The rest of the install seemed to go normal. However, they did level my now correctly placed outdoor pad using packaged “dirt-in-a-bag” that was mostly organic material.  I am positive that material will decompose and wash out from under the pad about midsummer. I told them and the next person who came out, that I was going to call them back as soon as the pad starts to tip.

This circus act hit another snag of their own. They tried to purge the lines with nitrogen (an eco-friendly process) and discovered the piping system “must have a restriction”.  They screwed around for many hours trying to find this “restriction” taking everything apart (note the screwed is a literal term here). They said maybe they would have to replace the line set. It again was well after dark when they gave up and said they would send the first service man back the next morning to get it figured out and started up. Day two shot, no heat pump operation.

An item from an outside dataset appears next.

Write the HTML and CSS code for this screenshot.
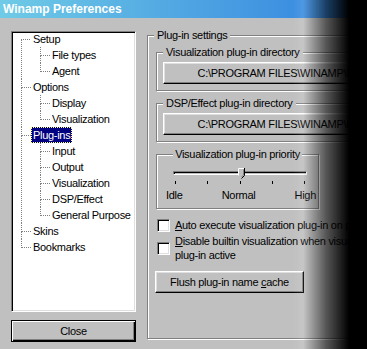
FILE: index.html
```html
<!DOCTYPE html>
<html lang="en">
<head>
  <meta charset="UTF-8">
  <title>Winamp Preferences</title>
  <link rel="stylesheet" href="styles.css">
</head>
<body>
  <div class="window">
    <div class="titlebar">Winamp Preferences</div>
    <div class="content">
      <div class="sidebar">
        <div class="tree">
          <ul>
            <li><span>Setup</span>
              <ul>
                <li><span>File types</span></li>
                <li><span>Agent</span></li>
              </ul>
            </li>
            <li><span>Options</span>
              <ul>
                <li><span>Display</span></li>
                <li><span>Visualization</span></li>
              </ul>
            </li>
            <li><span class="selected">Plug-ins</span>
              <ul>
                <li><span>Input</span></li>
                <li><span>Output</span></li>
                <li><span>Visualization</span></li>
                <li><span>DSP/Effect</span></li>
                <li><span>General Purpose</span></li>
              </ul>
            </li>
            <li><span>Skins</span></li>
            <li><span>Bookmarks</span></li>
          </ul>
        </div>
        <button class="btn default">Close</button>
      </div>

      <div class="group main">
        <div class="group-title">Plug-in settings</div>

        <div class="group dir">
          <div class="group-title">Visualization plug-in directory</div>
          <button class="btn path">C:\PROGRAM FILES\WINAMP\PLUGINS</button>
        </div>

        <div class="group dir">
          <div class="group-title">DSP/Effect plug-in directory</div>
          <button class="btn path">C:\PROGRAM FILES\WINAMP\PLUGINS</button>
        </div>

        <div class="group priority">
          <div class="group-title centered">Visualization plug-in priority</div>
          <div class="track">
            <svg class="thumb" width="7" height="11" viewBox="0 0 7 11">
              <path d="M0.5 0.5H6.5V7.5L3.5 10.5L0.5 7.5Z" fill="#c0c0c0"/>
              <path d="M0.5 7.5V0.5H6" stroke="#fff" fill="none"/>
              <path d="M6.5 0V7.5L3.5 10.5" stroke="#000" fill="none"/>
              <path d="M5.5 1.5V7L3.5 9" stroke="#808080" fill="none"/>
            </svg>
          </div>
          <div class="ticks"><i></i><i></i><i></i><i></i><i></i></div>
          <div class="scale">
            <span>Idle</span>
            <span>Normal</span>
            <span>High</span>
          </div>
        </div>

        <label class="option">
          <span class="check"></span>
          <span class="text"><u>A</u>uto execute visualization plug-in on playback</span>
        </label>
        <label class="option">
          <span class="check"></span>
          <span class="text"><u>D</u>isable builtin visualization when visualization plug-in active</span>
        </label>

        <button class="btn flush">Flush plug-in name <u>c</u>ache</button>
      </div>
    </div>
  </div>
  <div class="fade"></div>
</body>
</html>
```

FILE: styles.css
```css
body {
  margin: 0;
  overflow: hidden;
  background-color: #c0c0c0;
  font-family: "Liberation Sans", Arial, sans-serif;
  font-size: 11px;
  letter-spacing: -0.3px;
  color: #000;
}
.window {
  width: 460px;
  height: 349px;
  background-color: #c0c0c0;
}
.titlebar {
  height: 17px;
  padding: 1px 0 0 3px;
  line-height: 17px;
  font-size: 12px;
  font-weight: bold;
  letter-spacing: 0;
  color: #fff;
  background: linear-gradient(to right, #6fcbe6, #3b8ee0 300px, #3786e0);
}
.content {
  display: flex;
  align-items: flex-start;
  gap: 11px;
  padding: 10px 0 0 11px;
}
.sidebar {
  display: flex;
  flex-direction: column;
  gap: 8px;
  margin-top: 3px;
  width: 125px;
}

/* tree view */
.tree {
  box-sizing: border-box;
  height: 281px;
  background-color: #fff;
  border: 1px solid;
  border-color: #808080 #fff #fff #808080;
  box-shadow: inset 1px 1px #000, inset -1px -1px #dfdfdf;
  overflow: hidden;
}
.tree ul {
  list-style: none;
  margin: 0;
  padding: 0;
}
.tree > ul {
  margin-top: -1px;
  padding-left: 9px;
}
.tree ul ul {
  margin-left: 9px;
}
.tree li {
  position: relative;
  padding-left: 10px;
  line-height: 16px;
}
.tree li::before {
  content: '';
  position: absolute;
  left: 0;
  top: 0;
  width: 9px;
  height: 8px;
  border-left: 1px dotted #808080;
  border-bottom: 1px dotted #808080;
}
.tree li::after {
  content: '';
  position: absolute;
  left: 0;
  top: 9px;
  bottom: 0;
  border-left: 1px dotted #808080;
}
.tree li:last-child::after {
  display: none;
}
.tree > ul > li:first-child::before {
  border-left: none;
}
.tree span {
  display: inline-block;
  padding: 0 2px;
  line-height: 16px;
  white-space: nowrap;
}
.tree span.selected {
  background-color: #000080;
  color: #fff;
  outline: 1px dotted #ffff80;
  outline-offset: -1px;
}

/* buttons */
.btn {
  box-sizing: border-box;
  height: 22px;
  padding: 0;
  font: inherit;
  letter-spacing: inherit;
  color: #000;
  background-color: #c0c0c0;
  border: 1px solid;
  border-color: #fff #000 #000 #fff;
  box-shadow: inset -1px -1px #808080, inset 1px 1px #dfdfdf;
  white-space: nowrap;
}
.btn.default {
  width: 125px;
  border-color: #000;
  box-shadow: inset 1px 1px #fff, inset -1px -1px #000, inset -2px -2px #808080;
}
.btn.path {
  display: block;
  width: 100%;
  margin-top: 3px;
}
.btn.flush {
  display: block;
  width: 149px;
  margin: 9px 0 0 -1px;
}

/* group boxes */
.group {
  border: 1px solid #808080;
  box-shadow: 1px 1px 0 #fff, inset 1px 1px 0 #fff;
}
.group-title {
  width: fit-content;
  margin: -8px 0 0 0;
  padding: 0 3px;
  line-height: 14px;
  background-color: #c0c0c0;
  white-space: nowrap;
}
.group-title.centered {
  margin: -8px auto 0;
  padding: 0 2px;
}
.group.main {
  box-sizing: border-box;
  width: 296px;
  margin-top: 7px;
  padding: 0 8px 45px 8px;
}
.group.main > .group-title {
  margin-left: -2px;
}
.group.dir {
  margin-top: 10px;
  padding: 0 6px 6px 6px;
}
.group.dir + .group {
  margin-top: 12px;
}
.group.priority {
  box-sizing: border-box;
  width: 163px;
  padding-bottom: 6px;
}

/* slider */
.track {
  position: relative;
  box-sizing: border-box;
  height: 4px;
  margin: 10px 11px 0 16px;
  border: 1px solid;
  border-color: #808080 #fff #fff #808080;
  box-shadow: inset 1px 1px #000;
}
.thumb {
  position: absolute;
  left: 64px;
  top: -4px;
  display: block;
}
.ticks {
  display: flex;
  justify-content: space-between;
  margin: 6px 13px 0 18px;
}
.ticks i {
  width: 1px;
  height: 3px;
  background-color: #000;
}
.scale {
  display: flex;
  justify-content: space-between;
  margin: 4px 2px 0 9px;
  line-height: 14px;
}

/* checkboxes */
.option {
  display: flex;
  align-items: center;
  gap: 5px;
  margin: 9px 0 0 1px;
}
.option + .option {
  margin-top: 2px;
}
.check {
  flex: none;
  box-sizing: border-box;
  width: 13px;
  height: 13px;
  background-color: #fff;
  border: 1px solid;
  border-color: #808080 #fff #fff #808080;
  box-shadow: inset 1px 1px #000, inset -1px -1px #dfdfdf;
}
.option .text {
  width: 225px;
  line-height: 14px;
}

.fade {
  position: fixed;
  inset: 0;
  pointer-events: none;
  background: linear-gradient(to right, rgba(0, 0, 0, 0) 292px, rgba(255, 255, 255, 0.1) 303px, rgba(0, 0, 0, 0.55) 326px, #000 349px);
}
```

Day three the first serviceman (The Ringmaster again) does not show up in the morning as promised by yesterday’s 2nd act. It seems to me that everyone starts their day with an afternoon matinee performance. Maybe they all feed the animals in the mornings. This guy is the star of the show because he gets his own company identified truck (the first installers had an identified van) but he gets to drive it alone. He was pretty good as service guys go but has to have a very good act to follow up behind the last two.

I confer with the Ringmaster on what the problem might be. The line set has been functional for eleven years so I doubt any problem there. Any restriction would probably be a poor solder job or with the TXV valve (a refrigerant metering device). He too screws around for several hours. The TXV (for a heat pump) has to have a check valve built in. It should blow very free in at least one direction. The serviceman had no idea what I was talking about when I mentioned the indoor check valve. (Un-oh!) He even tried to tell me he has never seen one so it wasn’t needed. I am thinking, “Let’s see you are putting in a heat pump right?”

He decides to make a trip to the supply house to get another valve. When he gets back I ask him if the new valve has plugs in the end. There is and he says, “but we have to remove them to install the valve.” ( I know this, just checking!) He fools around for another hour and comes to tell me he has to order a new coil because the other new one just installed yesterday is plugged.

Finally I ask the right question. “Is the line restricted or totally blocked?” Everyone prior has been using the term “restricted”, not “totally restricted”. To me restricted implies there is a little flow but not enough. The check valve (the serviceman doesn’t know about) should have created full flow in the reverse direction.

The serviceman admits there in NO FLOW in either direction… BINGO! I told him the installer left a rubber plug in the small line in coil when they made the connection. I explain how the pressure from the nitrogen gas they use would cause the plug to move down the pipe out of sight. I told him to take a piece of wire and probe the (now) open end of the tube until he hit the plug. Then figure out how to get it out. (Cut the tube.) I even tell him how I know this. 🙂

Five minutes later the serviceman comes to the door at my home office and shows me the rubber plug.

I could have diagnosed the problem the first night if I was given the correct information or if I was doing the testing myself. I was trying to be a “nice” customer and not dig too deep into their workmanship. The rubber plug cost the business about two full man days in labor and lost opportunity.

Proper communication is so critical in remote trouble shooting. Everyone has to be using the same and hopefully proper terms to describe what they can sense. By not using the word “total” as in “total restriction”, a four hour change out took three days and five men to get right. If I hadn’t been there, who knows how many parts would have been replaced. I should have probed deeper, sooner.

The heat pump system is now performing just fine.